The Alamo Samuel FB Morse

The Alamo - Samuel F.B. Morse


Samuel F. B. Morse
Samuel Finley Breese Morse was born on April 27, 1791, in Charlestown, just outside of Boston, Massachusetts. His father was Jedidiah Morse, a well- respected pastor and a writer. His mother was Elizabeth Ann Breese.
Samuel’s parents had high hopes for their oldest son. When he was seven, they sent him to Phillips Academy in Andover. Although he was clearly smart, Samuel as a student was disappointing. He spent most of his time goofing off and drawing.
At Yale College, Morse was an unsure student, but his interests were lectures of the then newly developing subject of electricity, and painting miniature portraits.
After college, Morse directed his enthusiasm especially to painting, which he studied in England. After settling in New York City in 1825, he became one of the most respected painters of his time. He also got married to Lucretia.

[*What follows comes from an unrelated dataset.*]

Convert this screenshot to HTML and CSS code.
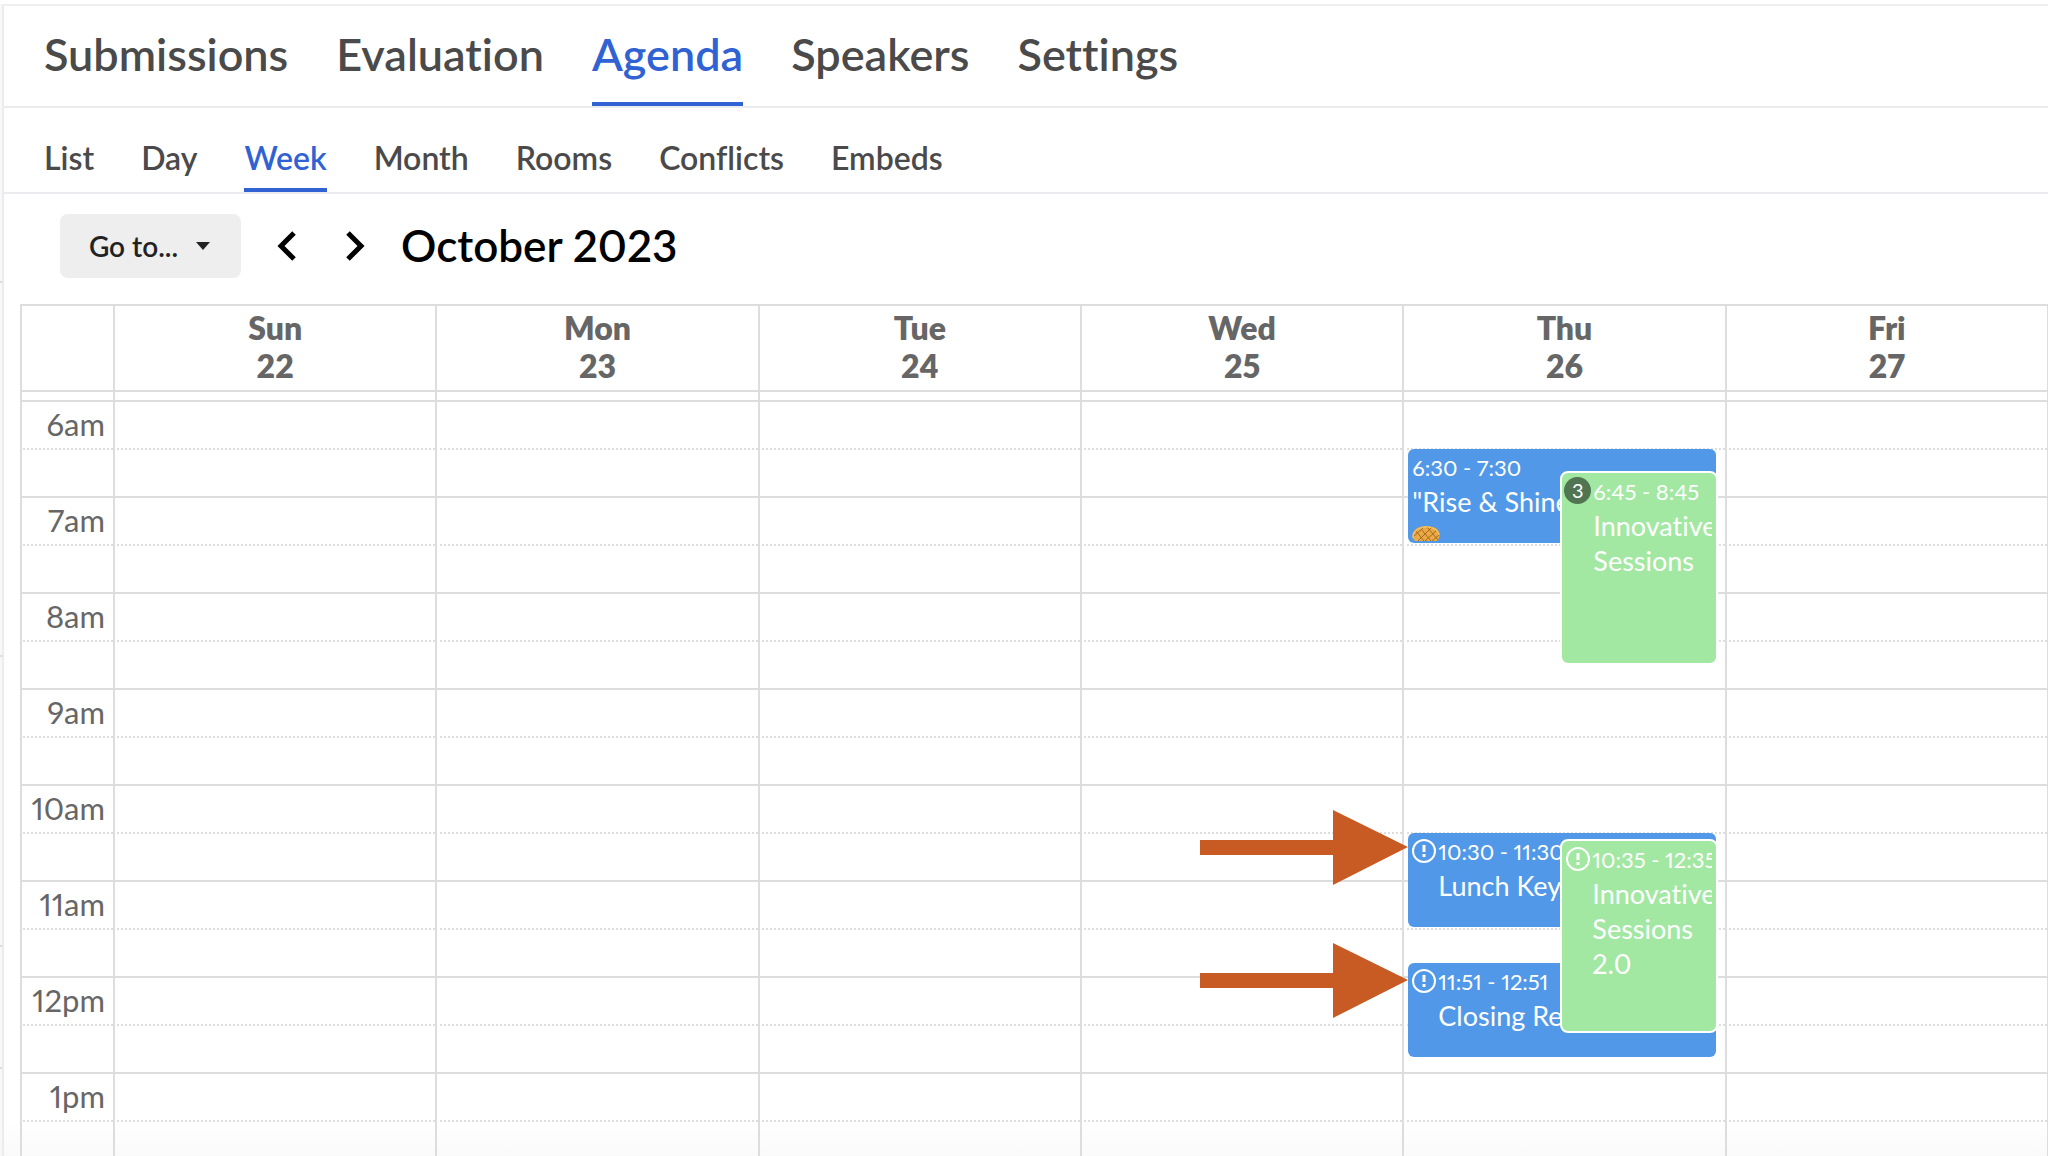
FILE: index.html
```html
<!DOCTYPE html>
<html lang="en">
<head>
<meta charset="utf-8">
<title>Agenda</title>
<link rel="stylesheet" href="styles.css">
</head>
<body>
<div class="app">
  <div class="rail"></div>
  <main class="main">
    <nav class="tabs" aria-label="Sections">
      <a class="tab" href="#submissions">Submissions</a>
      <a class="tab" href="#evaluation">Evaluation</a>
      <a class="tab active" href="#agenda">Agenda</a>
      <a class="tab" href="#speakers">Speakers</a>
      <a class="tab" href="#settings">Settings</a>
    </nav>
    <nav class="tabs subtabs" aria-label="Agenda views">
      <a class="tab" href="#list">List</a>
      <a class="tab" href="#day">Day</a>
      <a class="tab active" href="#week">Week</a>
      <a class="tab" href="#month">Month</a>
      <a class="tab" href="#rooms">Rooms</a>
      <a class="tab" href="#conflicts">Conflicts</a>
      <a class="tab" href="#embeds">Embeds</a>
    </nav>
    <div class="toolbar">
      <button class="goto" type="button">Go to...<span class="caret"></span></button>
      <button class="arrow" type="button" aria-label="Previous week"><svg width="20" height="30" viewBox="0 0 20 30"><path d="M17 2 L4 15 L17 28"/></svg></button>
      <button class="arrow" type="button" aria-label="Next week"><svg width="20" height="30" viewBox="0 0 20 30"><path d="M3 2 L16 15 L3 28"/></svg></button>
      <h1 class="title">October 2023</h1>
    </div>
    <div class="calendar">
      <table class="week">
        <thead>
          <tr class="days"><th class="time"></th><th>Sun<br>22</th><th>Mon<br>23</th><th>Tue<br>24</th><th>Wed<br>25</th><th>Thu<br>26</th><th>Fri<br>27</th></tr>
          <tr class="gap"><td></td><td></td><td></td><td></td><td></td><td></td><td></td></tr>
        </thead>
        <tbody>
          <tr><th class="time">6am</th><td></td><td></td><td></td><td></td>
            <td class="track">
              <article class="event" style="top:47px;height:94px">
                <div class="when">6:30 - 7:30</div>
                <div class="what">"Rise &amp; Shine</div>
                <svg class="waffle" width="28" height="15" viewBox="0 0 28 15"><path d="M3 15 C-2 10 1 3 8 1 C13 -1 21 0 25 3 C29 7 28 12 25 15 Z" fill="#e9a944"/><path d="M2 10 L12 1 M6 15 L20 1 M13 15 L25 4 M20 15 L27 9 M4 5 L12 15 M9 3 L19 15 M15 1 L26 14" stroke="#a9681f" stroke-width="1" fill="none"/><path d="M1 12 C0 7 5 2 13 1 C20 1 26 3 27 9" stroke="#f6cd7c" stroke-width="1" fill="none"/></svg>
              </article>
              <article class="event green" style="top:69px;height:194px">
                <span class="count">3</span>
                <div class="when">6:45 - 8:45</div>
                <div class="what">Innovative Sessions</div>
              </article>
              <article class="event flagged" style="top:431px;height:94px">
                <svg class="alert" width="24" height="24" viewBox="0 0 24 24"><circle cx="12" cy="12" r="11"/><path d="M12 6 V13 M12 15 V18"/></svg>
                <div class="when">10:30 - 11:30</div>
                <div class="what">Lunch Key</div>
              </article>
              <article class="event flagged" style="top:561px;height:94px">
                <svg class="alert" width="24" height="24" viewBox="0 0 24 24"><circle cx="12" cy="12" r="11"/><path d="M12 6 V13 M12 15 V18"/></svg>
                <div class="when">11:51 - 12:51</div>
                <div class="what">Closing Re</div>
              </article>
              <article class="event green flagged" style="top:437px;height:194px">
                <svg class="alert" width="24" height="24" viewBox="0 0 24 24"><circle cx="12" cy="12" r="11"/><path d="M12 6 V13 M12 15 V18"/></svg>
                <div class="when">10:35 - 12:35</div>
                <div class="what">Innovative Sessions 2.0</div>
              </article>
              <svg class="pointer" style="top:408px" width="208" height="75" viewBox="0 0 208 75"><path d="M0 30 H133 V0 L208 37 L133 75 V45 H0 Z"/></svg>
              <svg class="pointer" style="top:541px" width="208" height="75" viewBox="0 0 208 75"><path d="M0 30 H133 V0 L208 37 L133 75 V45 H0 Z"/></svg>
            </td><td></td></tr>
          <tr class="half"><td></td><td></td><td></td><td></td><td></td><td></td><td></td></tr>
          <tr><th class="time">7am</th><td></td><td></td><td></td><td></td><td></td><td></td></tr>
          <tr class="half"><td></td><td></td><td></td><td></td><td></td><td></td><td></td></tr>
          <tr><th class="time">8am</th><td></td><td></td><td></td><td></td><td></td><td></td></tr>
          <tr class="half"><td></td><td></td><td></td><td></td><td></td><td></td><td></td></tr>
          <tr><th class="time">9am</th><td></td><td></td><td></td><td></td><td></td><td></td></tr>
          <tr class="half"><td></td><td></td><td></td><td></td><td></td><td></td><td></td></tr>
          <tr><th class="time">10am</th><td></td><td></td><td></td><td></td><td></td><td></td></tr>
          <tr class="half"><td></td><td></td><td></td><td></td><td></td><td></td><td></td></tr>
          <tr><th class="time">11am</th><td></td><td></td><td></td><td></td><td></td><td></td></tr>
          <tr class="half"><td></td><td></td><td></td><td></td><td></td><td></td><td></td></tr>
          <tr><th class="time">12pm</th><td></td><td></td><td></td><td></td><td></td><td></td></tr>
          <tr class="half"><td></td><td></td><td></td><td></td><td></td><td></td><td></td></tr>
          <tr><th class="time">1pm</th><td></td><td></td><td></td><td></td><td></td><td></td></tr>
          <tr class="half"><td></td><td></td><td></td><td></td><td></td><td></td><td></td></tr>
        </tbody>
      </table>
    </div>
  </main>
</div>
</body>
</html>
```
FILE: styles.css
```css
* { box-sizing: border-box; }
body {
  margin: 0;
  height: 100vh;
  overflow: hidden;
  background: linear-gradient(to top, #fafafa, #fff 36px);
  color: #4a4a4a;
  font-family: Lato, "Open Sans", sans-serif;
  font-variant-numeric: proportional-nums;
  font-variant-ligatures: none;
}
.app {
  display: flex;
  height: 100%;
  padding-top: 4px;
}
.rail {
  flex: none;
  width: 4px;
  border-right: 2px solid #ebebf0;
  background:
    linear-gradient(#ddd, #ddd) 0 277px / 2px 2px no-repeat,
    linear-gradient(#ddd, #ddd) 0 651px / 2px 2px no-repeat,
    linear-gradient(#ddd, #ddd) 0 941px / 2px 2px no-repeat,
    linear-gradient(#ddd, #ddd) 0 1063px / 2px 2px no-repeat,
    #f8f8f8;
}
.main {
  flex: 1;
  min-width: 0;
  overflow: hidden;
  border-top: 2px solid #efefef;
}
.tabs {
  display: flex;
  gap: 48px;
  height: 102px;
  padding: 0 40px;
  border-bottom: 2px solid #ebebf0;
  font-size: 45px;
  font-weight: 600;
}
.tab {
  padding-top: 22px;
  line-height: 52px;
  color: #4a4a4a;
  text-decoration: none;
  border-bottom: 4px solid transparent;
}
.tab.active {
  color: #3162d4;
  border-bottom-color: #3162d4;
}
.subtabs {
  gap: 47px;
  height: 86px;
  font-size: 32px;
}
.subtabs .tab {
  padding-top: 30px;
  line-height: 40px;
}
.toolbar {
  display: flex;
  align-items: center;
  height: 110px;
  padding: 0 56px 6px;
}
.goto {
  display: flex;
  align-items: center;
  justify-content: center;
  gap: 18px;
  width: 181px;
  height: 64px;
  margin-right: 26px;
  padding: 0 2px 0 0;
  border: 0;
  border-radius: 8px;
  background: #eee;
  color: #222;
  font: 600 28px Lato, sans-serif;
}
.caret {
  border: 7px solid transparent;
  border-top: 8px solid #222;
  border-bottom: 0;
}
.arrow {
  display: flex;
  width: 40px;
  margin-right: 28px;
  padding: 0 10px;
  border: 0;
  background: none;
}
.arrow path {
  fill: none;
  stroke: #000;
  stroke-width: 5;
}
.title {
  margin: 0 0 0 -2px;
  padding-bottom: 2px;
  color: #000;
  font-size: 44px;
  line-height: 52px;
  font-weight: 600;
}
.calendar {
  margin: 0 -1px 0 16px;
}
.week {
  width: 100%;
  table-layout: fixed;
  border-spacing: 0;
  border-right: 2px solid #ddd;
  color: #666;
  font-size: 32px;
}
.week th,
.week td {
  height: 48px;
  padding: 0;
  border: 0 solid #ddd;
  border-width: 2px 0 0 2px;
}
.week .time {
  width: 93px;
  padding: 0 8px 2px 0;
  text-align: right;
  font-size: 31px;
  font-weight: 400;
  line-height: 38px;
}
.week .days th {
  height: 86px;
  padding-bottom: 2px;
  font-weight: 800;
  line-height: 38px;
}
.week .gap td { height: 10px; }
.week .half td { border-top-style: dotted; }
.week .track { position: relative; }
.event {
  position: absolute;
  z-index: 1;
  left: 4px;
  right: 9px;
  padding: 2px 4px;
  overflow: hidden;
  border-radius: 6px;
  background: #5298e9;
  color: #fff;
}
.event.green {
  left: 156px;
  right: 7px;
  padding-left: 31px;
  border: 2px solid #fff;
  border-radius: 8px;
  background: #a2e8a2;
}
.event.flagged { padding-left: 30px; }
.event.green .when,
.event.green .what {
  overflow: hidden;
}
.when {
  font-size: 22px;
  line-height: 33px;
  white-space: nowrap;
}
.what {
  font-size: 27px;
  line-height: 35px;
}
.waffle {
  position: absolute;
  left: 4px;
  bottom: 2px;
}
.alert {
  position: absolute;
  left: 4px;
  top: 6px;
  fill: none;
  stroke: #fff;
  stroke-width: 2;
}
.alert path { stroke-width: 3; }
.count {
  position: absolute;
  left: 2px;
  top: 4px;
  width: 27px;
  height: 27px;
  border-radius: 50%;
  background: #517451;
  font-size: 20px;
  line-height: 26px;
  text-align: center;
}
.pointer {
  position: absolute;
  z-index: 2;
  left: -204px;
  fill: #c85a24;
}
```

Morse was very sociable, at home he was strong in politics. A natural leader, he was a founder and the first president of the National Academy of Design, but was defeated in his campaigns to become mayor of New York or a Congressman.
In 1832, while returning on the ship Sully from another period of art study in Europe, Morse heard a conversation about the newly discovered electromagnet and thought of the idea of an electric telegraph. He mistakenly thought that the idea of such a telegraph was new, thus helping to give him the willingness to push the idea forward.By 1835 he probably had his first telegraph model working in the New York University building where he taught art. Being poor, Morse used in his model such crude materials as an old artist’s canvas stretcher to hold it, a homemade battery and old clockwork to move the paper on which dots and dashes were to be recorded.

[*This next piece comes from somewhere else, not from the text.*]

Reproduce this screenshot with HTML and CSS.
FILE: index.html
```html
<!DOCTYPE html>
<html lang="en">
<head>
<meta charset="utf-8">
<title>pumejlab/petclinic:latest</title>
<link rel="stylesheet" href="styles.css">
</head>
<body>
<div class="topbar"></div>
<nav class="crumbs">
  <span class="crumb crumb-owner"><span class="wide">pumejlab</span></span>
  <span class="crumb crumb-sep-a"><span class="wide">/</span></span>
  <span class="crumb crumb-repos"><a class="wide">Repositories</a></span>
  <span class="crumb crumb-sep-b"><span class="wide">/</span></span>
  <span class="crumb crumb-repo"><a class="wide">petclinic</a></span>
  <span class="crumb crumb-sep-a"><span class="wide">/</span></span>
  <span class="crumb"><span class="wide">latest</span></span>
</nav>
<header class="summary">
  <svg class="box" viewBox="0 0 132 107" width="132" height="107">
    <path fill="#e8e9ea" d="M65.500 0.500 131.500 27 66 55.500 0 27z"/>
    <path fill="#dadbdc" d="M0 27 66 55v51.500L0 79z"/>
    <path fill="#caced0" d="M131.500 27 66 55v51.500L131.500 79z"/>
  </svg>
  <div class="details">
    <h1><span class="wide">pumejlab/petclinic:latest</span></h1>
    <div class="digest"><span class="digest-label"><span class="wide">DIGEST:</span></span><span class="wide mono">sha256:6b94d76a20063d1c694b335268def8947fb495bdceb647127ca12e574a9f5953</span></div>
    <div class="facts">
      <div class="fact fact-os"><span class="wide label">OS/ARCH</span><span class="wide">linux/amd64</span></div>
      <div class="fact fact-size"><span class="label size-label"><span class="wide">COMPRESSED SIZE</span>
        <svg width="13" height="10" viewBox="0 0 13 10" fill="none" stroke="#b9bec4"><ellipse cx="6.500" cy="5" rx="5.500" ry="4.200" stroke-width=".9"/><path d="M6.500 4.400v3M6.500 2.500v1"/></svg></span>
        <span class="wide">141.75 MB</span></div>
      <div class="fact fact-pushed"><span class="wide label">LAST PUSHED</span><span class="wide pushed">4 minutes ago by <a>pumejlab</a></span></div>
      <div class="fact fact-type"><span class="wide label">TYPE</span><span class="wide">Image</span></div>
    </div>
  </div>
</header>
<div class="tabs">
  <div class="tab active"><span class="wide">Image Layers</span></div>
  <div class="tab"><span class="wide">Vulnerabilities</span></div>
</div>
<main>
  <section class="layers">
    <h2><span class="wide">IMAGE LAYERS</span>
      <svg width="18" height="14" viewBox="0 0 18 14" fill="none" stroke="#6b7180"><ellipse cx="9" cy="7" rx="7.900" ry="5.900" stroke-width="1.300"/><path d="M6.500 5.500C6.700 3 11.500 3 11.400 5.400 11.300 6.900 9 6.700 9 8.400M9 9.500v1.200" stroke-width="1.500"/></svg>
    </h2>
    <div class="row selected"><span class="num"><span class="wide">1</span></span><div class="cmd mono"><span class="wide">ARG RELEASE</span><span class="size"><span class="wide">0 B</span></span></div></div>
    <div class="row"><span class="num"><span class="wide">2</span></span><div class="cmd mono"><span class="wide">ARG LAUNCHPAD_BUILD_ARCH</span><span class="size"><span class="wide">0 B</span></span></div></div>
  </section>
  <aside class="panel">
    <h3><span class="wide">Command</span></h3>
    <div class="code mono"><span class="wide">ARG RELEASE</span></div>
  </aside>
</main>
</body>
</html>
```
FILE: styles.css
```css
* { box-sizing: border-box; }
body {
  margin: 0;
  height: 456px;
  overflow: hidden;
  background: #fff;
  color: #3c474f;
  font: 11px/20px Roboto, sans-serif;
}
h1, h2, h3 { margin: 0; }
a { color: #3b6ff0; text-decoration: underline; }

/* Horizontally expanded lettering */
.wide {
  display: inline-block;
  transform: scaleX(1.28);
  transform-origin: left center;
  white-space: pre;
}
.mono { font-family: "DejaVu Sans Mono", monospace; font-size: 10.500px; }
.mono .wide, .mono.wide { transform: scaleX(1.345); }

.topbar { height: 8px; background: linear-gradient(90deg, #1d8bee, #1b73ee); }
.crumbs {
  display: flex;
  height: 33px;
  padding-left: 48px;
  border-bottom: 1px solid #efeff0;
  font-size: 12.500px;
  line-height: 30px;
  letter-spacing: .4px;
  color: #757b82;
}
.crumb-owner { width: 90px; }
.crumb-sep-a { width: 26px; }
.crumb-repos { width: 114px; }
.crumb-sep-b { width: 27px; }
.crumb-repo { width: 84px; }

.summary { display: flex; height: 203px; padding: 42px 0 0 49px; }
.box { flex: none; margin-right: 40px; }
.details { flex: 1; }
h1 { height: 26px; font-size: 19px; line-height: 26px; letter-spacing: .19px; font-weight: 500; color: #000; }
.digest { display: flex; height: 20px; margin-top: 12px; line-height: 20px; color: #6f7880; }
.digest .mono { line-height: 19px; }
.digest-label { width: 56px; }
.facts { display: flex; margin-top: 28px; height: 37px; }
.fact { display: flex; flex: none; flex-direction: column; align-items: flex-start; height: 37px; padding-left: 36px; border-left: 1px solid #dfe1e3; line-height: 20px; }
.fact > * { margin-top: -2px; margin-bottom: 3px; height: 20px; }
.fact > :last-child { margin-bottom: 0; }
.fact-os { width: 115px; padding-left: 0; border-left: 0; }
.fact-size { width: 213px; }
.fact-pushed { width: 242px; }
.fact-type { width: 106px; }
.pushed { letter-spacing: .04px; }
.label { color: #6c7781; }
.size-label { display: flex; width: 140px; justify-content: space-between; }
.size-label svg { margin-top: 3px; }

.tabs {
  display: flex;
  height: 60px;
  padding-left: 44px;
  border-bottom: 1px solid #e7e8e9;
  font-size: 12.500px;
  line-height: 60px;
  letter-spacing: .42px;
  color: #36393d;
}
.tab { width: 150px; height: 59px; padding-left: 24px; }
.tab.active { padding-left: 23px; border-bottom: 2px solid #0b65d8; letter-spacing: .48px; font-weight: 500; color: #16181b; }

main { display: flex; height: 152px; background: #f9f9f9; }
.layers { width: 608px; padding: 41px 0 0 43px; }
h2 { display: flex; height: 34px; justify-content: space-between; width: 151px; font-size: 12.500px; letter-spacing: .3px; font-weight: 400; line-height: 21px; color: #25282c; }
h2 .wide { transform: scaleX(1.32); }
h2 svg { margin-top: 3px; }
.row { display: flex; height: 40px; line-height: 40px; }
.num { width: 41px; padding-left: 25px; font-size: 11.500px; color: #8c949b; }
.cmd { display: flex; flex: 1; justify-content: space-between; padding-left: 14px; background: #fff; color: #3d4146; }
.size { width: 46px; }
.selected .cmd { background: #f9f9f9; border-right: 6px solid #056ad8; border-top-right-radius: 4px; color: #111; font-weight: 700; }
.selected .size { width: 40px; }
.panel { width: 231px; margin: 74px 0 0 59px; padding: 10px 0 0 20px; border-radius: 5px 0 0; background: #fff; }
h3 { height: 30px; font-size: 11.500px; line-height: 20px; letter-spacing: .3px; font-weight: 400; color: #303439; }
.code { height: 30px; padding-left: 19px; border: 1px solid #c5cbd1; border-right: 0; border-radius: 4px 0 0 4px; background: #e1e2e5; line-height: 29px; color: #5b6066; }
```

In 1837 Morse acquired two partners to help him develop his telegraph. One was Leonard Gale, a quiet professor of science at New York University who advised him, for example, on how to increase voltage by increasing the number of turns around the electromagnet. The other was Alfred Vail, who made available both his mechanical skills and his family’s New Jersey iron works to help construct better telegraph models.With the aid of his new partners, Morse applied for a patent for his new telegraph in 1837, which he described as including a dot and dash code to represent numbers, including a dictionary to turn the numbers into words. Morse,...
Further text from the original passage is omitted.